** DESCRIPTION OF THE TASK **
Give the number of lines in the data that hold the word "this", and nothing else.
***** DATA EXCERPTS *****
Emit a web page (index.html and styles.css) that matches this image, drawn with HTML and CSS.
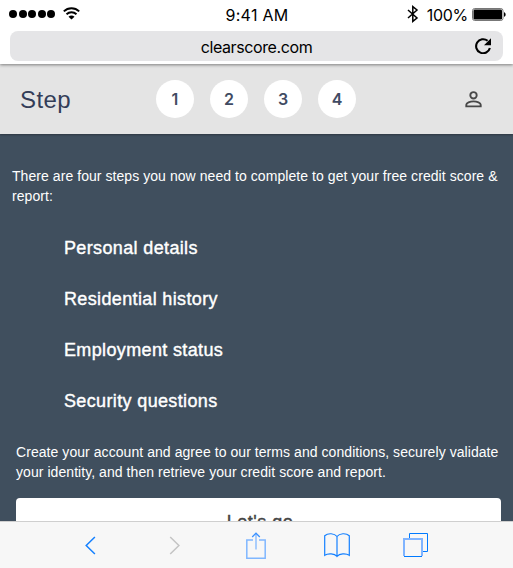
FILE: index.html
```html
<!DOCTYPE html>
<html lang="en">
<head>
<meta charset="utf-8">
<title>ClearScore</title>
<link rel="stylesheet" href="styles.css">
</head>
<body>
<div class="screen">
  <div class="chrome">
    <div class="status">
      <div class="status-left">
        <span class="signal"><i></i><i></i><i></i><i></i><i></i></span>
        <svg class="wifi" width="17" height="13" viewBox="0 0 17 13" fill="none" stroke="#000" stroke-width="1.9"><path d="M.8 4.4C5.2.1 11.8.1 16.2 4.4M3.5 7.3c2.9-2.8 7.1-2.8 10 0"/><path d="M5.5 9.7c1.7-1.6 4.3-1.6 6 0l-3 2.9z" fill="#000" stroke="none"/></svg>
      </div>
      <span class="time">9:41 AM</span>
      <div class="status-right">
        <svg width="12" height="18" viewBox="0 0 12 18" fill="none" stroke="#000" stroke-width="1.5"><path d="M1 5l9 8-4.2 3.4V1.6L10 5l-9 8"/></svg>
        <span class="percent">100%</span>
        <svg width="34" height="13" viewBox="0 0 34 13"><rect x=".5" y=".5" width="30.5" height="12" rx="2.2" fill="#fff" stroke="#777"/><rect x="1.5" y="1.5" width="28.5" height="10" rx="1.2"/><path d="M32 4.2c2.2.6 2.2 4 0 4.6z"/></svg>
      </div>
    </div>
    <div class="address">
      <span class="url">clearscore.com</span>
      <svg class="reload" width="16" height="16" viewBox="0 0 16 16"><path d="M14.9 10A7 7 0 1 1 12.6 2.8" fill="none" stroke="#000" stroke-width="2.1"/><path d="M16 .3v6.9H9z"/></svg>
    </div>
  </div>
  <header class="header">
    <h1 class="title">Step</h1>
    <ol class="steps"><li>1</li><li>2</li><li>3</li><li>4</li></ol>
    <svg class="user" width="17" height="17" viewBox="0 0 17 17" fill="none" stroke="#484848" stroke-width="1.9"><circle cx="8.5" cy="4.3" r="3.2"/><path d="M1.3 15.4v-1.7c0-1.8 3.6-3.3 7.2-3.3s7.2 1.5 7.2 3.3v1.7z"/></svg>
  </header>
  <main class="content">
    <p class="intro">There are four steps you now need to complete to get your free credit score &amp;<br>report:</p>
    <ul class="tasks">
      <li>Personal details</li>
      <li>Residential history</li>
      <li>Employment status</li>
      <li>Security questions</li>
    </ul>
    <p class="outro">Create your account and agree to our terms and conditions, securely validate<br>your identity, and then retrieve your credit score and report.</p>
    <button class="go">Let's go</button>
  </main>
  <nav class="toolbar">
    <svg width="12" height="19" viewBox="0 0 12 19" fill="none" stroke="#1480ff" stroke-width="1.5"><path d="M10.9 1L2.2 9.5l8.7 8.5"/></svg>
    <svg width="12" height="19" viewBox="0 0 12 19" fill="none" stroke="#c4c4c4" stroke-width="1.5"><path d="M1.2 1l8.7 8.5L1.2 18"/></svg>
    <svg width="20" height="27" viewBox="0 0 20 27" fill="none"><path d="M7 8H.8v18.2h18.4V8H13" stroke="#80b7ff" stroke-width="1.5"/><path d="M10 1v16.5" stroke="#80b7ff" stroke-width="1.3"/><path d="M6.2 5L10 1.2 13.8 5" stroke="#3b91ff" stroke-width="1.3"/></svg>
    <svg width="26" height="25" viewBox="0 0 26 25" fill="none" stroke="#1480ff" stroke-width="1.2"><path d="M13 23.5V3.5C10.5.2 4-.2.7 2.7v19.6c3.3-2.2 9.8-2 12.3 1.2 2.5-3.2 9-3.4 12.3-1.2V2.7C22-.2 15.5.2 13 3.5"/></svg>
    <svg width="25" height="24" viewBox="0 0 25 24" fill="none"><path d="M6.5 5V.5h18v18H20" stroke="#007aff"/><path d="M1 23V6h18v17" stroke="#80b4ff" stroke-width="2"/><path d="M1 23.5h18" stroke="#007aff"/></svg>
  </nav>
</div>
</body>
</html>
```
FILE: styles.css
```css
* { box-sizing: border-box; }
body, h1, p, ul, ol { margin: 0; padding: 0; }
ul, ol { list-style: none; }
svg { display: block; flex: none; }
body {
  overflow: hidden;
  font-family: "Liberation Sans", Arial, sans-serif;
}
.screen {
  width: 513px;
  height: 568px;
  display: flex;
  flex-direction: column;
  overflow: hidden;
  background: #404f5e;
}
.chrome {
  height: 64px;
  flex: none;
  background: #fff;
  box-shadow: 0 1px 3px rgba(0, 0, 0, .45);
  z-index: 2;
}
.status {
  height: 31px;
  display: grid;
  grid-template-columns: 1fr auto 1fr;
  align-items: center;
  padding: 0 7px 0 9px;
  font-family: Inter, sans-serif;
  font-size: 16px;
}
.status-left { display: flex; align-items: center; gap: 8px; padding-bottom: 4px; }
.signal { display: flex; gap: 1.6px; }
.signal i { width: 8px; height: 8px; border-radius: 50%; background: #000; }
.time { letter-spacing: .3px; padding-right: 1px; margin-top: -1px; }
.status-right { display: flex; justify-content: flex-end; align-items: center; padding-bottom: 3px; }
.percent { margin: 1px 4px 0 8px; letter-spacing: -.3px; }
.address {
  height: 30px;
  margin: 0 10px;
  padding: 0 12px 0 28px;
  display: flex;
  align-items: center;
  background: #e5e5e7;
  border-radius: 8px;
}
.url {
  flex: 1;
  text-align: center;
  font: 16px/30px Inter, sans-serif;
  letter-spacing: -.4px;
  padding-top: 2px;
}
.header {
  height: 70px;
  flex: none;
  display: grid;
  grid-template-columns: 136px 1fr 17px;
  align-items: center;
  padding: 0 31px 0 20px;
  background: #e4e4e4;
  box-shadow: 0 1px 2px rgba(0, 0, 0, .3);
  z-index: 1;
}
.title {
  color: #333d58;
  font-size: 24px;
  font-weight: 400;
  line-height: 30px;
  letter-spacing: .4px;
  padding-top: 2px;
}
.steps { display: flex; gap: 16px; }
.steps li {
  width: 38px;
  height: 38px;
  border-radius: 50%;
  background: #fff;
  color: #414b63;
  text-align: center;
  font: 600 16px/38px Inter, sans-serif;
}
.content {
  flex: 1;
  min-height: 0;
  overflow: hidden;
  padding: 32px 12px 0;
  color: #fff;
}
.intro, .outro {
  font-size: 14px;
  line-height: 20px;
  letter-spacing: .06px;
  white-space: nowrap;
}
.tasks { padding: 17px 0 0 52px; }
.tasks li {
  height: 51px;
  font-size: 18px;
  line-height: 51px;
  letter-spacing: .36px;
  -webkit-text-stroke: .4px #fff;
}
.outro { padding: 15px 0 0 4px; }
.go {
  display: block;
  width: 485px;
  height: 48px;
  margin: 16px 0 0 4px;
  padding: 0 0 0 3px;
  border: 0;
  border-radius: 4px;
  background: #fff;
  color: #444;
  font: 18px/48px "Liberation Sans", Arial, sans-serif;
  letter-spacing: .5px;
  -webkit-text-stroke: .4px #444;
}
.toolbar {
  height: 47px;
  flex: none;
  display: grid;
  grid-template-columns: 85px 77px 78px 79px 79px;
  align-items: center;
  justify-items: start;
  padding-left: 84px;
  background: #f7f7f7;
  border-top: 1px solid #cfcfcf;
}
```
*****
***** DATA EXCERPTS *****
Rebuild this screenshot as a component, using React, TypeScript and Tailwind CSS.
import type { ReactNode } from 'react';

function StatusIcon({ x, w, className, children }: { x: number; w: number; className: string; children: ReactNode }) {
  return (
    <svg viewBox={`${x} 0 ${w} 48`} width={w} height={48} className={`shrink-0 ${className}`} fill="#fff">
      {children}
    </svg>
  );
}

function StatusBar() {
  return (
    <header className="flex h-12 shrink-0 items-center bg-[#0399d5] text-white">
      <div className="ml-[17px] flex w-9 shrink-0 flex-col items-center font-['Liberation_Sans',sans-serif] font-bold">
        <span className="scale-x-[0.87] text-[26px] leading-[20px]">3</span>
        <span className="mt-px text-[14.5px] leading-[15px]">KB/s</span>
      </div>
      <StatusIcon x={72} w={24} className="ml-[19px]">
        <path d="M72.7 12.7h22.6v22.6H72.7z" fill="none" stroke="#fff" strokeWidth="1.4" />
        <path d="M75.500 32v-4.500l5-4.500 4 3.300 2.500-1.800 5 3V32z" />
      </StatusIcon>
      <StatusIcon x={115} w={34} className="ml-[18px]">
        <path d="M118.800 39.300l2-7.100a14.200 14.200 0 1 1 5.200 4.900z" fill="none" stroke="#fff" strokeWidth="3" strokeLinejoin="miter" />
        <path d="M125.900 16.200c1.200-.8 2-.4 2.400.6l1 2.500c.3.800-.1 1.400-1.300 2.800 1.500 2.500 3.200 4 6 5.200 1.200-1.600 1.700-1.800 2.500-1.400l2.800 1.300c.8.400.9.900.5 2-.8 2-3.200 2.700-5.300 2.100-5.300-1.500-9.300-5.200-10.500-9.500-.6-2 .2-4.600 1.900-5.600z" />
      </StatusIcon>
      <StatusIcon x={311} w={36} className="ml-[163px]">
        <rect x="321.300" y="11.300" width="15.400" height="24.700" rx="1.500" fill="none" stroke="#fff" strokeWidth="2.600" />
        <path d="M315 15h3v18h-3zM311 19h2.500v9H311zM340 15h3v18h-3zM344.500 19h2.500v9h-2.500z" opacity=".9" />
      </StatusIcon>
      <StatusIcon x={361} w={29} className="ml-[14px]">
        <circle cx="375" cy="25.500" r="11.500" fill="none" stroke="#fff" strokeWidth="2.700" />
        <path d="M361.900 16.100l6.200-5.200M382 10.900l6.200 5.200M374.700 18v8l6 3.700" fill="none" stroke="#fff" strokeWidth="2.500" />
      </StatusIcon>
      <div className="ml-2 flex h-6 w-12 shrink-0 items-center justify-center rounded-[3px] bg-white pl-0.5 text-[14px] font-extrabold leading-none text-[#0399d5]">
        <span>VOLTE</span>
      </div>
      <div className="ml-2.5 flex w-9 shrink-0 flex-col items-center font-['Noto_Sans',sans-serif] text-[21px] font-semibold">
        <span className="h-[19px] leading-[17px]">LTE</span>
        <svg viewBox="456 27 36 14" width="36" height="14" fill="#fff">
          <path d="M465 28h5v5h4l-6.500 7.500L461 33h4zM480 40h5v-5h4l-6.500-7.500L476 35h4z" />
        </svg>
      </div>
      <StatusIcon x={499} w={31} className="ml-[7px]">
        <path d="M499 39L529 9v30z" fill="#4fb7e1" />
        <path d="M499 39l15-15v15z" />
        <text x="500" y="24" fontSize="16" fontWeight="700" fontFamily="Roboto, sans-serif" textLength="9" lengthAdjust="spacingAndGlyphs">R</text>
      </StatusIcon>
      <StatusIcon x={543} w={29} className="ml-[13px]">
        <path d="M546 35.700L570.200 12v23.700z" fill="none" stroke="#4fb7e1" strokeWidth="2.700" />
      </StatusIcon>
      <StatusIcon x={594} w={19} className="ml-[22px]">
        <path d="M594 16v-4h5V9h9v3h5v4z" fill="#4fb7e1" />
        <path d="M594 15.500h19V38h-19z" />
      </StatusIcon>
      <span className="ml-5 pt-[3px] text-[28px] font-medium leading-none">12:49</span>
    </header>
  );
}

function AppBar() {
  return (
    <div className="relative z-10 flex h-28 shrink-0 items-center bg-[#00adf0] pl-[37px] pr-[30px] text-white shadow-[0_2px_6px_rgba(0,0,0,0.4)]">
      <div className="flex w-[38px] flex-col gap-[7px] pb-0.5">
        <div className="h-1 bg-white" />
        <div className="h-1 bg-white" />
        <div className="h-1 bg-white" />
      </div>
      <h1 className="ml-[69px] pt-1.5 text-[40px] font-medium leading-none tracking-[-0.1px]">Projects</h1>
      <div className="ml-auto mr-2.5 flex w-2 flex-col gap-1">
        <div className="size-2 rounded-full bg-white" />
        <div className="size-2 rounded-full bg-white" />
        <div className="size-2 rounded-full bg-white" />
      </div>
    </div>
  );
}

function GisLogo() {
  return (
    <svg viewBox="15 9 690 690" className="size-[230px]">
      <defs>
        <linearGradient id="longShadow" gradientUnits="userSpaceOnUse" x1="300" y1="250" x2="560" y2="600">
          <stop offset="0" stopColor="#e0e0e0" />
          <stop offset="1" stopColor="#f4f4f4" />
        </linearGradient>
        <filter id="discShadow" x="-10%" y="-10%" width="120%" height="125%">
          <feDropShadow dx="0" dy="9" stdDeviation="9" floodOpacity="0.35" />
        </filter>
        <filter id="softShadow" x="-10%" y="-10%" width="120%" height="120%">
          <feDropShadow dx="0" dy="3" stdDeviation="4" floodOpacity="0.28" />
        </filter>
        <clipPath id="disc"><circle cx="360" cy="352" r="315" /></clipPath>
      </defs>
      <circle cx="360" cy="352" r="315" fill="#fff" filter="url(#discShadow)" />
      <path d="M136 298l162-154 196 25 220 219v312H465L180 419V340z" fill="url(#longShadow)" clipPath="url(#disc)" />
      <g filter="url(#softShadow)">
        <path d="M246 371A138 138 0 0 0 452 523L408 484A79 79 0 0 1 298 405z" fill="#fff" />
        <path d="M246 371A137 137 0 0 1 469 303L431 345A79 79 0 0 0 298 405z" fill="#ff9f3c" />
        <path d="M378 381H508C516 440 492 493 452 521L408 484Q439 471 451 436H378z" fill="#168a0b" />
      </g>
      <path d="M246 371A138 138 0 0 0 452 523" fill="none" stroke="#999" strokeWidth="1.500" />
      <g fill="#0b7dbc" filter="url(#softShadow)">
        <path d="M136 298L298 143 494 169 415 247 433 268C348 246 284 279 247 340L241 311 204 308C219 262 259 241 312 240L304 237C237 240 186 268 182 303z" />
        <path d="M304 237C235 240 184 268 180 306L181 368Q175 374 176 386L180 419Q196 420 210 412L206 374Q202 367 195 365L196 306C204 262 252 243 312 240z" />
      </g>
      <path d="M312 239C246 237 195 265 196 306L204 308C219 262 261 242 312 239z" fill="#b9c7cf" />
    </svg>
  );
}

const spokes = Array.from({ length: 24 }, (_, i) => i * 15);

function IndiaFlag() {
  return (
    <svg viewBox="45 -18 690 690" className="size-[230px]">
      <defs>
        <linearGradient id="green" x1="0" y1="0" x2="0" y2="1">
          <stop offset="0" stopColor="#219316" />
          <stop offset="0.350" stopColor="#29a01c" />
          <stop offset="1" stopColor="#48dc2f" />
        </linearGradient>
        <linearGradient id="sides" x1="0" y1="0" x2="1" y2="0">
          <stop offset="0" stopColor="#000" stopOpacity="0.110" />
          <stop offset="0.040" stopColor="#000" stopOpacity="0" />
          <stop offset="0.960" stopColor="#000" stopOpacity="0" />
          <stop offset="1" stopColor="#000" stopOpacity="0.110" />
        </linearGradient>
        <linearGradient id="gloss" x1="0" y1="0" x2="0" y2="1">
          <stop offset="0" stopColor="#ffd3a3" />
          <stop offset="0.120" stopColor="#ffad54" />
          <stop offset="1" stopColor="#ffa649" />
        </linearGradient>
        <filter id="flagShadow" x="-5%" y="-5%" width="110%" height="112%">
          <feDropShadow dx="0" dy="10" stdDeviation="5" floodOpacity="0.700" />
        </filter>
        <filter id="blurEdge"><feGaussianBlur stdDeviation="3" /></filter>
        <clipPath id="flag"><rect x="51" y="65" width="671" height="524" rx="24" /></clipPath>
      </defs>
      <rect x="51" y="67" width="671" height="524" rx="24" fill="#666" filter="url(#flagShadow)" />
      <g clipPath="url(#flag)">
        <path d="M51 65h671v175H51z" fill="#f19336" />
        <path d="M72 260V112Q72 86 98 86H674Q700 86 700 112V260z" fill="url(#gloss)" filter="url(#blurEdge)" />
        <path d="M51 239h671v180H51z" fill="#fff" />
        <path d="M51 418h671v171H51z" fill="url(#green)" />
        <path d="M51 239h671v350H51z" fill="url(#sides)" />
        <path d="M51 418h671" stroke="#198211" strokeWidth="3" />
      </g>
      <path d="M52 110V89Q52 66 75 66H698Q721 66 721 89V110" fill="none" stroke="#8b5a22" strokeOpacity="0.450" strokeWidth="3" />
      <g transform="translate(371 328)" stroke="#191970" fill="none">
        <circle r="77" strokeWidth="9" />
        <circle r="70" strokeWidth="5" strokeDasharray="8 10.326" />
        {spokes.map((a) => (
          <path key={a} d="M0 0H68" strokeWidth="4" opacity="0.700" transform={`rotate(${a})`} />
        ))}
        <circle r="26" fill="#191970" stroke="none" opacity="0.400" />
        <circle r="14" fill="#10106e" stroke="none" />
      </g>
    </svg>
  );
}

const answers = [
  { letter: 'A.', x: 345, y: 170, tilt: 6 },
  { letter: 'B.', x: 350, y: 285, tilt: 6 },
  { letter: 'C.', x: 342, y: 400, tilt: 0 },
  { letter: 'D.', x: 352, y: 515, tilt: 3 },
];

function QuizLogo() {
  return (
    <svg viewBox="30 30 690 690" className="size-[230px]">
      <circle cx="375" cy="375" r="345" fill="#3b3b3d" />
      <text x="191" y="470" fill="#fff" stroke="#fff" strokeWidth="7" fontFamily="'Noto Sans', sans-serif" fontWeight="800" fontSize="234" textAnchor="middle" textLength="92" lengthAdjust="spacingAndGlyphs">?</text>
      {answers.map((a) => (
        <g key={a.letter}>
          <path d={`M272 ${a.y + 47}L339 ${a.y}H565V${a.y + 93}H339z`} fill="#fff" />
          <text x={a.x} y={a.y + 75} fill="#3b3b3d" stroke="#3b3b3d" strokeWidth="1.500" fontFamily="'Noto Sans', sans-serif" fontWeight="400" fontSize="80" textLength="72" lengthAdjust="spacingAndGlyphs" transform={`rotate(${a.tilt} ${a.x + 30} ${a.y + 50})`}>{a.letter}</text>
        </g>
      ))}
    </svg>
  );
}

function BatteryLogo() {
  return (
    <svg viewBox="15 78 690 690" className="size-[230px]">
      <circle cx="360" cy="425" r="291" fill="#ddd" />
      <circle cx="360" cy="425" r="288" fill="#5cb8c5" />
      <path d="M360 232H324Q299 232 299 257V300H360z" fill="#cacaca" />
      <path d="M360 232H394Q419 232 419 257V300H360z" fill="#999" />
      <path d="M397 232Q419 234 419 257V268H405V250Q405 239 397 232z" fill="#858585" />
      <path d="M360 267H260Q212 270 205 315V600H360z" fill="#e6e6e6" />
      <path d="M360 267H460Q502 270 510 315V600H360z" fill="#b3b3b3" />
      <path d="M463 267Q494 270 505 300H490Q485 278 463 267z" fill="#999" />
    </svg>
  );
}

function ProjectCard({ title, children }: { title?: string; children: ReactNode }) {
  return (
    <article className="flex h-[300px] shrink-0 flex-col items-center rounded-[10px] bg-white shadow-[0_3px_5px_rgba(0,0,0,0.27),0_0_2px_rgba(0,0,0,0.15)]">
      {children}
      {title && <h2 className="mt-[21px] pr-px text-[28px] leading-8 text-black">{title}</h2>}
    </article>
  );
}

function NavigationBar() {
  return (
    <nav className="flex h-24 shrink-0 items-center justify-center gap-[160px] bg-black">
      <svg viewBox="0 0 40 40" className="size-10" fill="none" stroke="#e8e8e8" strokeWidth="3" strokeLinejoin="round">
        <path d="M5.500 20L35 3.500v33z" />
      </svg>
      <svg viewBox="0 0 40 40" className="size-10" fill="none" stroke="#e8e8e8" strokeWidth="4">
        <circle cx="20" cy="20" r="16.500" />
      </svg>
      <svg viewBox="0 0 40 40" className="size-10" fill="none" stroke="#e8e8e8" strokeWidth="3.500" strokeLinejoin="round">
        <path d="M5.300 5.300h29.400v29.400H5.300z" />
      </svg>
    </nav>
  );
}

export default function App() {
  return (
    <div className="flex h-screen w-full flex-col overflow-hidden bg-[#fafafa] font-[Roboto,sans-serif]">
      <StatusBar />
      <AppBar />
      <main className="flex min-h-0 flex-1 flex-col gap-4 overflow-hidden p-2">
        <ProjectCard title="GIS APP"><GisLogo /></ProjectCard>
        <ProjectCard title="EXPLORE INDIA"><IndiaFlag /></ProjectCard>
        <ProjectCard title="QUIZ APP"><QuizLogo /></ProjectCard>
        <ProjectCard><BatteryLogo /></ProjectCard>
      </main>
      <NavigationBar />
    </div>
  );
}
*****
** RESULT **
2